Servizio militare e obiezione di coscienza. Una recensione

Martirio della Legione tebana, secondo la narrazione agiografica prima decimata e poi sterminata per aver rifiutato di massacrare dei cristiani (III secolo). Sebastiano Vini, 1570-1575 circa. Di Sailko – Opera propria, CC BY 3.0, https://commons.wikimedia.org/w/index.php?curid=73656406

Pubblico volentieri una recensione dell’amico Mario Cignoni in merito ad un libro del 1987 tornato però (o meglio, rimasto sempre) di tragica attualità: I cristani e il servizio militare di Enrico Picciarelli.

Cristiani e servizio militare: la recensione di Mario Cignoni

Cristiani e servizio militare

«In Italia la questione della compatibilità o meno del servizio militare con la dottrina cristiana è venuta alla ribalta in maniera conflittuale negli anni Sessanta del secolo scorso, quando don L. Milani pubblicò il libro “L’obbedienza non è più una virtù” (Libreria Ed. Fiorentina 1965) in polemica con una dichiarazione di alcuni Cappellani militari in congedo che avevano definito “vile e anticristiana” l’obiezione di coscienza. Vi furono in quel periodo molti giovani che obiettando rifiutarono di indossare la divisa militare e furono per questo perseguiti dalla legge con la carcerazione. Vi furono vivaci reazioni del mondo politico, finché negli anni Novanta fu possibile, in alternativa, la introduzione del “servizio civile”.

A guardar bene, il fenomeno della obiezione ha radici molto più lontane da ricercare addirittura nei primi secoli della storia del cristianesimo. Il libro I CRISTIANI E IL SERVIZIO MILITARE curato da Enrico Picciarelli (Nardini Editrice 1987) raccoglie in maniera dettagliata le testimonianze dei primi tre secoli.

Testimonianze dei primi tre secoli

La parte descrittiva dei documenti storici riferiti a cristiani che hanno affrontato il martirio per non impugnare la spada, è preceduta da una introduzione dottrinale in cui fra l’altro “si annuncia esplicitamente la liberazione totale dell’uomo e l’autonomia della coscienza individuale nei confronti del potere politico”.

I riferimenti biblici sono una costante, riferiti sia all’Antico Testamento sia al Nuovo.

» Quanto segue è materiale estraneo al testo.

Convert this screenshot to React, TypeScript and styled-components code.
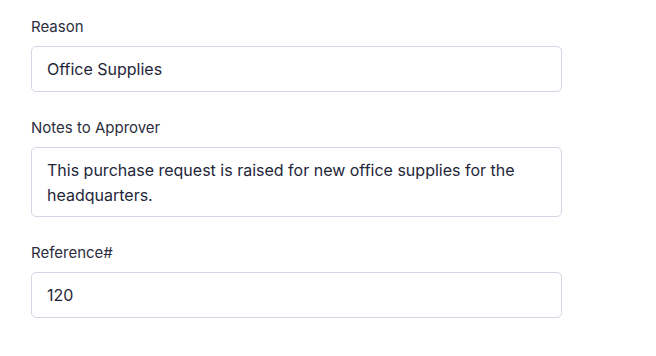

“La guerra nell’Antico Testamento è un fatto accettato che fa parte del normale rapporto fra i popoli”, ma già nell’ottica dei Profeti la pace, e quindi la cessazione della guerra, è concepita come soluzione definitiva con la trasformazione delle lame in falci e aratri.

Novità cristiana

“Nella sua novità il Cristianesimo eleva la religione a livello individuale: essa appartiene alla coscienza dell’individuo, ma nello stesso tempo trascende l’individualismo nell’unione con tutta l’umanità”.

Così i primi cristiani tendono a demitizzare lo Stato e a maggior ragione la figura dell’Imperatore che veniva espressa con i titoli di dominus e deus.

Da questa intolleranza derivano i primi fenomeni di obiezione e quelli di un rifiuto di una coercizione che tendeva a dirigere le coscienze, con il pericolo di una idolatria nella società civile.

Una abbondante storiografia è riportata a sostegno delle ragioni di una avversità all’uso della violenza e delle armi. Fra gli altri autori si riportano brani di Giustino (II sec), Ireneo (II sec), Atenagora (II sec), Clemente di Alessandria ( II e III sec), Origene ( III sec), Tertulliano ( II e III sec).

In appendice al testo sono riportati come Acta et passiones veri e propri verbali di processi istruiti contro soldati che si sono rifiutati di imbracciare le armi e per questo hanno subito il martirio. Significativi quello di Massimiliano (p. 291) e quello di Marcello (p. 303).

Il fenomeno della obiezione di coscienza nei confronti del servizio militare si esaurisce nel IV secolo con Costantino e con l’inizio del cristianesimo recepito come religione di Stato: così, da allora, l’aquila imperiale diviene “l’uccel di Dio”, come riporta Dante nella Divina Commedia (Par. VI, v. 4). Non vi è più incompatibilità fra l’esser cristiani e soldati dell’imperatore. In seguito la logica della locuzione dello scrittore romano Publio Vegezio (V sec.) “Si vis pacem para bellum” (a significare che è opportuno avere sempre un buon esercito per preservare la pace) verrà comunemente accettata, e lo è anche oggi a sostegno della politica degli Stati considerati più pacifici del pianeta compresi quelli appartenenti alla NATO.